> What the task asks: Search the material below for the word "this" and copy every line in which it occurs.

> Data supplied:
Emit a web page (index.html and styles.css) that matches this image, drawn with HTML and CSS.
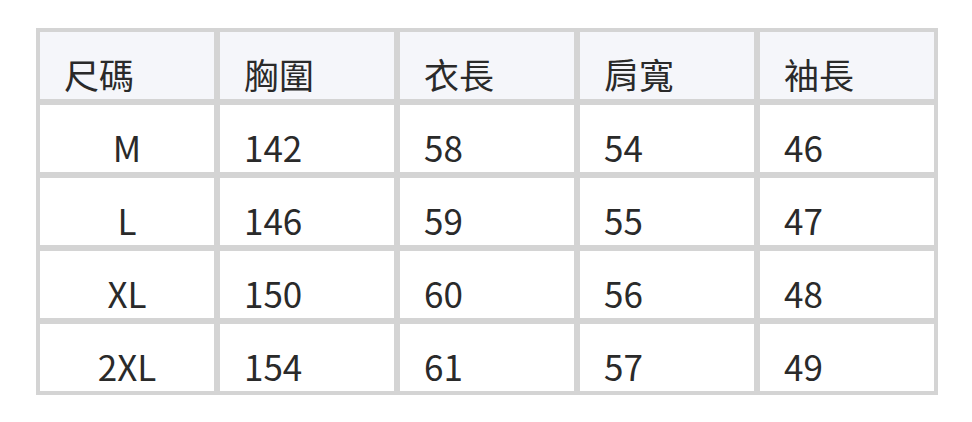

* * *

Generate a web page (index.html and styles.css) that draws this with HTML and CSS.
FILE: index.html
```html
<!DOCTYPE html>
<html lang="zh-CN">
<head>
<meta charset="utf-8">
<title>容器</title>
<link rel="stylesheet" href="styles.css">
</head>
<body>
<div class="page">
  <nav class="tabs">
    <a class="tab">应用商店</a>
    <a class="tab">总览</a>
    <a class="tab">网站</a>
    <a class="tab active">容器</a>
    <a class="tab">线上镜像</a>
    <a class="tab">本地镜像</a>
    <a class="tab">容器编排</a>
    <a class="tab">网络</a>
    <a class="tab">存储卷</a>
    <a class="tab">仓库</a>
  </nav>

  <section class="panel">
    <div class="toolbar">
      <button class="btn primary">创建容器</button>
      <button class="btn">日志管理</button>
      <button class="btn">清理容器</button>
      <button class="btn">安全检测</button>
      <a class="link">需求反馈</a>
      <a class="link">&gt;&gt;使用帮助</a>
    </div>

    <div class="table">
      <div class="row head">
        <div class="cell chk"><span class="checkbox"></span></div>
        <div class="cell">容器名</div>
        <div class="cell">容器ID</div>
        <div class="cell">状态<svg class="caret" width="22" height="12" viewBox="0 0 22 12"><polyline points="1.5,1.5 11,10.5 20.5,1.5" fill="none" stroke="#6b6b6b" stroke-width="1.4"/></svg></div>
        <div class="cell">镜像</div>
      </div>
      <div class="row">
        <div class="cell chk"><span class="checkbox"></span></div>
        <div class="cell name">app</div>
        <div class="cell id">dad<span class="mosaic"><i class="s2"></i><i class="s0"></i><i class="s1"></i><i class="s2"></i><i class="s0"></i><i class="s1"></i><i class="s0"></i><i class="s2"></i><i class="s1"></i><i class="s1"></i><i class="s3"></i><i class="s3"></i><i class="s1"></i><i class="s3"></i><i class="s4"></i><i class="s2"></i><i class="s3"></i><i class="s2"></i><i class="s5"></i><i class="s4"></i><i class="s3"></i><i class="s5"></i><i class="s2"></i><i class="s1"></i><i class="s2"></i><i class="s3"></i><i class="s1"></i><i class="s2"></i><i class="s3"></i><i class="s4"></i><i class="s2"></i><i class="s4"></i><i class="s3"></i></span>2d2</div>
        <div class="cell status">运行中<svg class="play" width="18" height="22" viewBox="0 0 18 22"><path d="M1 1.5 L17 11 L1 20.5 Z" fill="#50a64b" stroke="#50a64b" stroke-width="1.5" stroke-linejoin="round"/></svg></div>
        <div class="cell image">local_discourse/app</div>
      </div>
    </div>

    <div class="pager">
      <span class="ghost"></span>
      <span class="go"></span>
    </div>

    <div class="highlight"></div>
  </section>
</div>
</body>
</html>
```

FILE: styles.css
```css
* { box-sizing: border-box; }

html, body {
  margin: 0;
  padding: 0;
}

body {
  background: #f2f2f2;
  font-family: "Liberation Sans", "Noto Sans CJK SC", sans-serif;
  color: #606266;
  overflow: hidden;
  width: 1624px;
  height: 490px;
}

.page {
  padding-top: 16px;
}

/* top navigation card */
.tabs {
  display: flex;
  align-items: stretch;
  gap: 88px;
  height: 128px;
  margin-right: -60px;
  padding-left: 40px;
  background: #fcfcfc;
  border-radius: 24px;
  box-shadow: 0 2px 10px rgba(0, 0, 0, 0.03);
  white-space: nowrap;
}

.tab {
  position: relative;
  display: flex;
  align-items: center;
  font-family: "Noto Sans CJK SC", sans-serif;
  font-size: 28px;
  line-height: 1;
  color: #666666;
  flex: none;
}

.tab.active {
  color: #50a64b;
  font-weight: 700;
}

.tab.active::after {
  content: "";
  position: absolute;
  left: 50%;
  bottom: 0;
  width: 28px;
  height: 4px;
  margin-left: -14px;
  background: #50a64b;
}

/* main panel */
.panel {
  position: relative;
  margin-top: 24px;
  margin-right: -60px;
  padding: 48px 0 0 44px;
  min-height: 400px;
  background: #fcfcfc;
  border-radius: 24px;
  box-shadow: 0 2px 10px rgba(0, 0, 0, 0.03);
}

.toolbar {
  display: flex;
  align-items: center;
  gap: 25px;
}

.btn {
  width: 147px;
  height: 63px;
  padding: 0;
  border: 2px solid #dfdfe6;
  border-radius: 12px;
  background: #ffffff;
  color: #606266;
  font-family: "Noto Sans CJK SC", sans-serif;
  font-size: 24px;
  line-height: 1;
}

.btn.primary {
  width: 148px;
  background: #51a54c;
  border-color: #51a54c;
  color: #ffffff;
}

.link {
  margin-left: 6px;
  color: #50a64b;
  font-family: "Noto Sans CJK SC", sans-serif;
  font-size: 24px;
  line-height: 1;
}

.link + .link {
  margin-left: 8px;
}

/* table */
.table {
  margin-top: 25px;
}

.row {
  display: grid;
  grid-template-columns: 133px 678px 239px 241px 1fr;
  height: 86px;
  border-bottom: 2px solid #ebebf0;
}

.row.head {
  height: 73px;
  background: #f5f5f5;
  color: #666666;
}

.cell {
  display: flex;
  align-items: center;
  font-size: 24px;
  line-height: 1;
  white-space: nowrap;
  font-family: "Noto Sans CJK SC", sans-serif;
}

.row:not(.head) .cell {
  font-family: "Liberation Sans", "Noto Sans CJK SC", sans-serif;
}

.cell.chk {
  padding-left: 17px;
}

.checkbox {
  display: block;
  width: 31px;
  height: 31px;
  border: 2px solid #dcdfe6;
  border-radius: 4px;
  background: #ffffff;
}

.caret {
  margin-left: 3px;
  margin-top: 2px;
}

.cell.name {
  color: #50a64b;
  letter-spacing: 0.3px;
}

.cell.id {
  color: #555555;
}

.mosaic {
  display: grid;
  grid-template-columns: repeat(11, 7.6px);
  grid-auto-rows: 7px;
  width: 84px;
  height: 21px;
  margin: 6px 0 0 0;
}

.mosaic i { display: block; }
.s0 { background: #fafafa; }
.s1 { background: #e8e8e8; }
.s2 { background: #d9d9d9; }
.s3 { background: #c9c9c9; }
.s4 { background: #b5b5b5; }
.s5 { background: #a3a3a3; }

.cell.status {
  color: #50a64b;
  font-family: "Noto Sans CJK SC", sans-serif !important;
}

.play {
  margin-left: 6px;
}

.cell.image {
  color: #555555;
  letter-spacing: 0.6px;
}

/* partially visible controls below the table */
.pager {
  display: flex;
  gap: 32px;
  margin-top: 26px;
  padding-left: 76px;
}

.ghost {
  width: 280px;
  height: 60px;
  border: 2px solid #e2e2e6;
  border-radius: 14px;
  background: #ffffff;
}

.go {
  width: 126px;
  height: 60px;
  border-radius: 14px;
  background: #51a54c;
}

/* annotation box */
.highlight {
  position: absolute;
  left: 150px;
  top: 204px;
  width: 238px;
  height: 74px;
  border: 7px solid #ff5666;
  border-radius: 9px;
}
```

> The answer:
Emit a web page (index.html and styles.css) that matches this image, drawn with HTML and CSS.
Generate a web page (index.html and styles.css) that draws this with HTML and CSS.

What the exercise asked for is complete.